[Task details]: Filter this material down to the lines that hold "image", copying each one.

[Data for the task]:
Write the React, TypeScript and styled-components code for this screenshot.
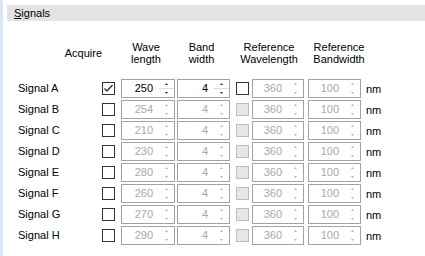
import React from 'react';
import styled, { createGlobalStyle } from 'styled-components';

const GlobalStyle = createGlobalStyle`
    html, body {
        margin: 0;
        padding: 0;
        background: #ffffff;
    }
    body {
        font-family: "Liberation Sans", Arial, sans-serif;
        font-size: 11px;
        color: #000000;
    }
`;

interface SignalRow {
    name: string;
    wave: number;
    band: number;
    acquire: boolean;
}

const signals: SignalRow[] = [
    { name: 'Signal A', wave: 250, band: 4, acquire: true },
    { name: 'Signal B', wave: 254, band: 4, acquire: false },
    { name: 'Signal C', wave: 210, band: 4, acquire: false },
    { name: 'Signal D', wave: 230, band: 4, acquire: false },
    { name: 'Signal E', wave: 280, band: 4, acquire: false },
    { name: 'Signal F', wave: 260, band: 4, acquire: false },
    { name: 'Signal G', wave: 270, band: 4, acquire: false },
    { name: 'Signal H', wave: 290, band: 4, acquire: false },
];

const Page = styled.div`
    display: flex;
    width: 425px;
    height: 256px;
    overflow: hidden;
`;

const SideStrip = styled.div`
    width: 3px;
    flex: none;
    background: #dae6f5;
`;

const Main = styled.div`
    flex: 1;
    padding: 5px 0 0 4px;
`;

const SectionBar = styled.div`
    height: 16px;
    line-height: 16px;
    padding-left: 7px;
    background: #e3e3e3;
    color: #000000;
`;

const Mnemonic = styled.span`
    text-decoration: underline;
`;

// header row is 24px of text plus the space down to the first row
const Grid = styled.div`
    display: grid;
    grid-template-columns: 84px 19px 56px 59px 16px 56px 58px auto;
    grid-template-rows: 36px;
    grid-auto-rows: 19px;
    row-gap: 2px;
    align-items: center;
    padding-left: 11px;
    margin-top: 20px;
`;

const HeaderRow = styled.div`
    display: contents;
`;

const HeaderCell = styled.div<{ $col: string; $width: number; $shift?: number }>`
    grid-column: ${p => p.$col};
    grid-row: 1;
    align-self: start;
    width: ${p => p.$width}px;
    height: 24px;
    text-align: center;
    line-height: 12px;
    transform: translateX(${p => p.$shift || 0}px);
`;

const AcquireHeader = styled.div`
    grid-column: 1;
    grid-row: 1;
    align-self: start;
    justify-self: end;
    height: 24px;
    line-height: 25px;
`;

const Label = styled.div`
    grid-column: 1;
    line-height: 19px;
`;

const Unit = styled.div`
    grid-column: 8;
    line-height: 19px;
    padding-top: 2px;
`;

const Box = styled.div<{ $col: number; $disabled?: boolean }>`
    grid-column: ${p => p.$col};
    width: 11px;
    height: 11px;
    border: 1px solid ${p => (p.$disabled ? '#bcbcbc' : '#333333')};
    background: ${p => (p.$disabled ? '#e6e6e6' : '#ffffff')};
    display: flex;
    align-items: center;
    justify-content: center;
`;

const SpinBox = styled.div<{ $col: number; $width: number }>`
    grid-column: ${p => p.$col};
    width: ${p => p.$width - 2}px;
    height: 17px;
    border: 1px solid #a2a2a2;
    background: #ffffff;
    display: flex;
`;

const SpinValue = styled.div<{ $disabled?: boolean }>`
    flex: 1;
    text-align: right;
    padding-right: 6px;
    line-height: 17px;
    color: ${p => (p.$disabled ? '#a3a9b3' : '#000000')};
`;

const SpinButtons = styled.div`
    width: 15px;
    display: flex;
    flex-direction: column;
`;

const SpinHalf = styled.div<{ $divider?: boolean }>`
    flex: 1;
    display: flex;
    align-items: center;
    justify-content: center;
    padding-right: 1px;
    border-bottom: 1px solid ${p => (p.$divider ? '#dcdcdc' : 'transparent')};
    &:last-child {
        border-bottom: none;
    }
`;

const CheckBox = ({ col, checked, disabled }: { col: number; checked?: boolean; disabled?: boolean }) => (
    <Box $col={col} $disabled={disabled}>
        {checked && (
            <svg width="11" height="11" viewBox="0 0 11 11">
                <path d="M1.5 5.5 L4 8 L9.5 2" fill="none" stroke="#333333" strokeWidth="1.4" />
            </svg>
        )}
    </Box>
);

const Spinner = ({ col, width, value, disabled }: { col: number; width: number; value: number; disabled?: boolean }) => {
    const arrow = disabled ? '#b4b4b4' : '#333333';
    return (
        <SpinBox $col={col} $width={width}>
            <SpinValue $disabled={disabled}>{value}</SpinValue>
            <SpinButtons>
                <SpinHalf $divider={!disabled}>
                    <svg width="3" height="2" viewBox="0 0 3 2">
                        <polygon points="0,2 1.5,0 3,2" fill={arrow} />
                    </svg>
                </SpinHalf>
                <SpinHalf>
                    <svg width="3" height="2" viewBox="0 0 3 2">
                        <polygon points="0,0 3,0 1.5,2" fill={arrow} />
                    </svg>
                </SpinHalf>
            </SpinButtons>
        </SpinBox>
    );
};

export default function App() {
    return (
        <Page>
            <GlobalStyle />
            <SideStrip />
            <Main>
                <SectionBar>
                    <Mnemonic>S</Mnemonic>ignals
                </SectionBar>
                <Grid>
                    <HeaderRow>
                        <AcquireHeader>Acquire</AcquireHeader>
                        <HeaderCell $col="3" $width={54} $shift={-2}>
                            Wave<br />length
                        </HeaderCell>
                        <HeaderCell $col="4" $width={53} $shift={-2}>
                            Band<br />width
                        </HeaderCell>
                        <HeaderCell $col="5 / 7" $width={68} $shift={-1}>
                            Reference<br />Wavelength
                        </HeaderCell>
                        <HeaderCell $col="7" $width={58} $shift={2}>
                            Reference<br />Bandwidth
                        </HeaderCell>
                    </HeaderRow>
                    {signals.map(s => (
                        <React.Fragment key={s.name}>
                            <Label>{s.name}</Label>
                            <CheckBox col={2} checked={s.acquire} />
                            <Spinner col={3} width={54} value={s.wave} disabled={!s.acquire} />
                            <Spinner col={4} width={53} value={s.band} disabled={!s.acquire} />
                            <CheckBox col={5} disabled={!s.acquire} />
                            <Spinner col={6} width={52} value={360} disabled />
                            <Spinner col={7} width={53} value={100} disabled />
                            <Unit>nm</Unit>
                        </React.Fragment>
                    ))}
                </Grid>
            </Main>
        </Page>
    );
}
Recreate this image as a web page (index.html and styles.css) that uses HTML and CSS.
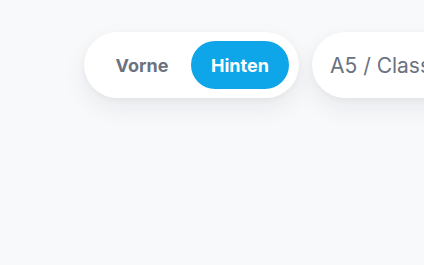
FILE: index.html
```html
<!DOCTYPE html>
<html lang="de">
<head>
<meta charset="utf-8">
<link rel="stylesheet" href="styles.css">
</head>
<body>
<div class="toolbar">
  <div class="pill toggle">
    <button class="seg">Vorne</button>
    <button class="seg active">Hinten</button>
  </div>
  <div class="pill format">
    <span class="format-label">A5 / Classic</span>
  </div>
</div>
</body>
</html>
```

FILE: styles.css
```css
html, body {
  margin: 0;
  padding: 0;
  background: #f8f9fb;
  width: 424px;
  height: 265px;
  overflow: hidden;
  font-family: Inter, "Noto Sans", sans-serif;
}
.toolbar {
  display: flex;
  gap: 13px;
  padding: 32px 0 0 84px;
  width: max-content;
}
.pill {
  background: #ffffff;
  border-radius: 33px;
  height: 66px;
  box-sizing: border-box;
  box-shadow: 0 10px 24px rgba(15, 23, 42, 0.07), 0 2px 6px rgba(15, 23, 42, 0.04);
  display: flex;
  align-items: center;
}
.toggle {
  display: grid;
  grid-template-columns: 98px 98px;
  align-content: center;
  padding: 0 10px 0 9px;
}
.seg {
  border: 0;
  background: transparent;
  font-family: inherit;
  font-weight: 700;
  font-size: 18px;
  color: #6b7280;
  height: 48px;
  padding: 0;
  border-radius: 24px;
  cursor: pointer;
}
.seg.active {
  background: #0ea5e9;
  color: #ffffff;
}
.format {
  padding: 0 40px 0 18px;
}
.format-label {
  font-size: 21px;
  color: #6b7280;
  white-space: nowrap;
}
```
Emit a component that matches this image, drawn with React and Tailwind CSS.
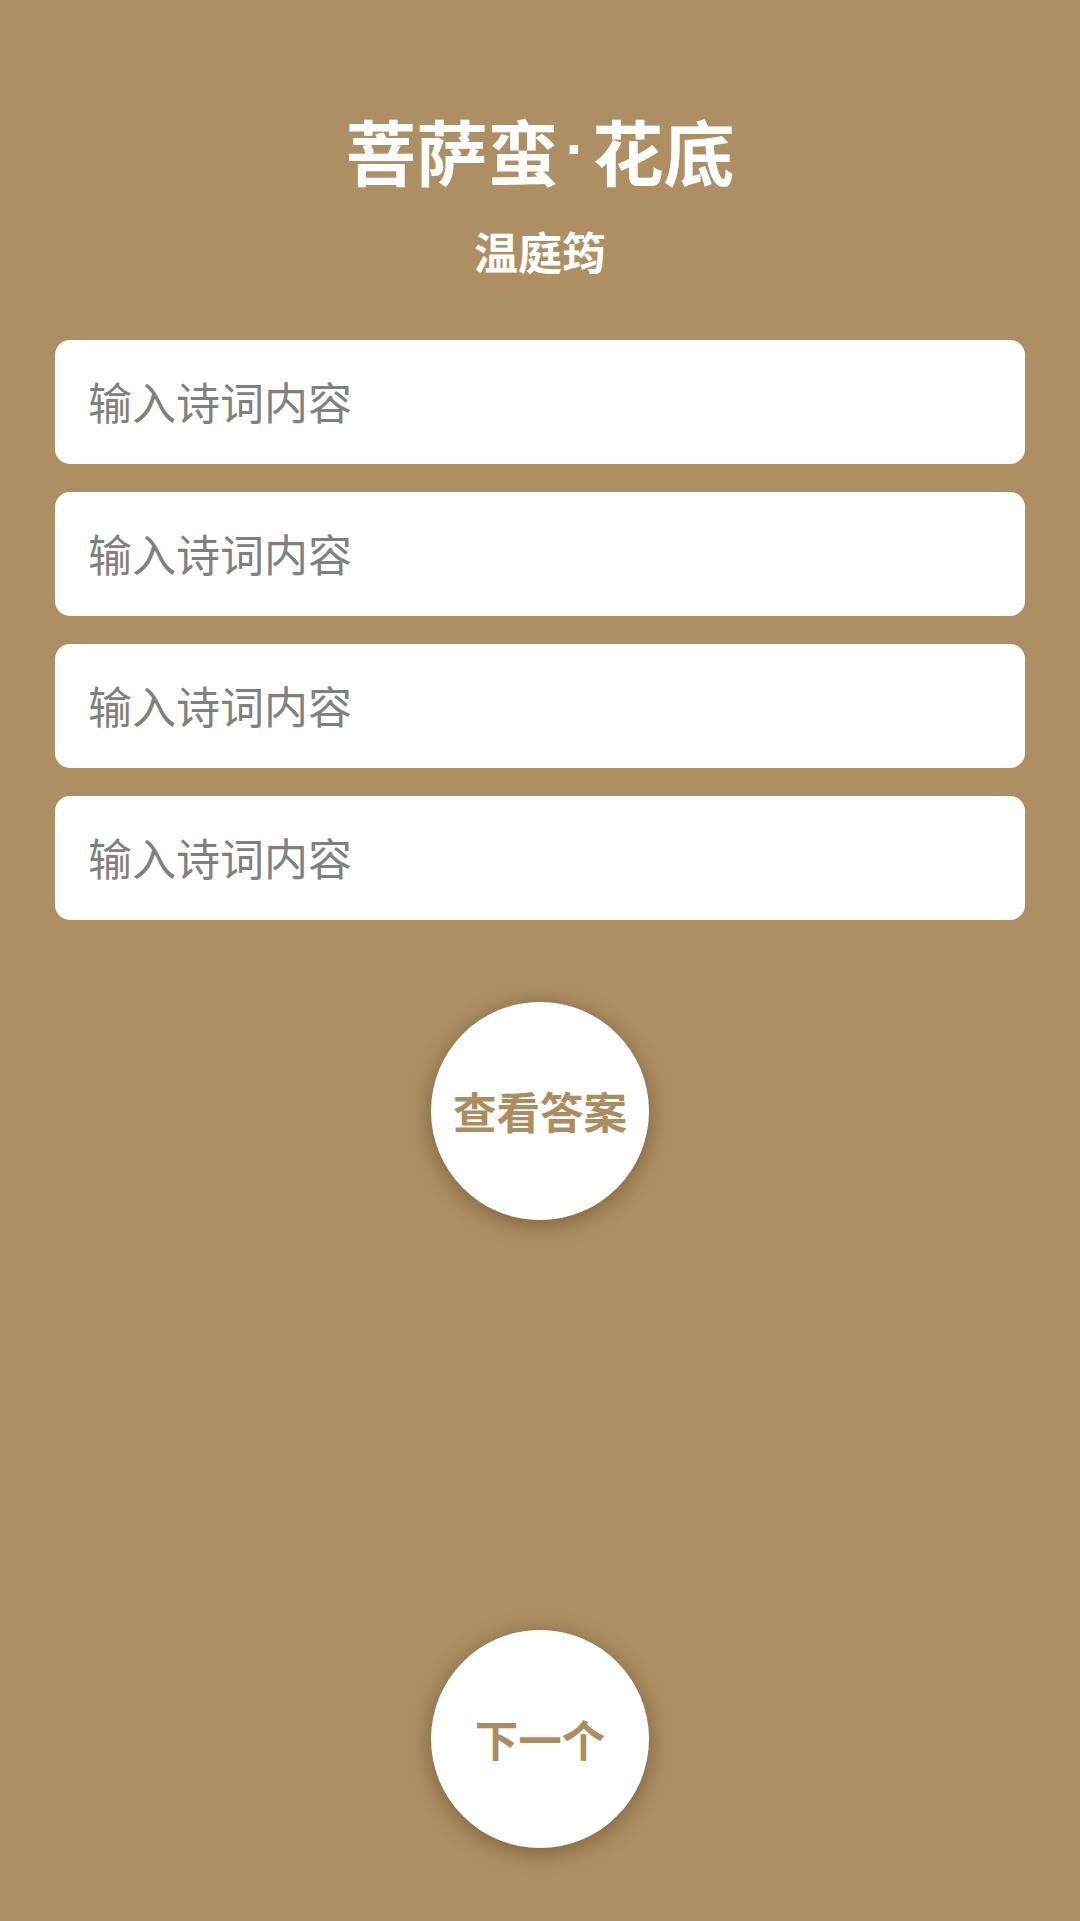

[Output for this task]:
Recreate this image as a web page (index.html and styles.css) that uses HTML and CSS.
Emit a component that matches this image, drawn with React and Tailwind CSS.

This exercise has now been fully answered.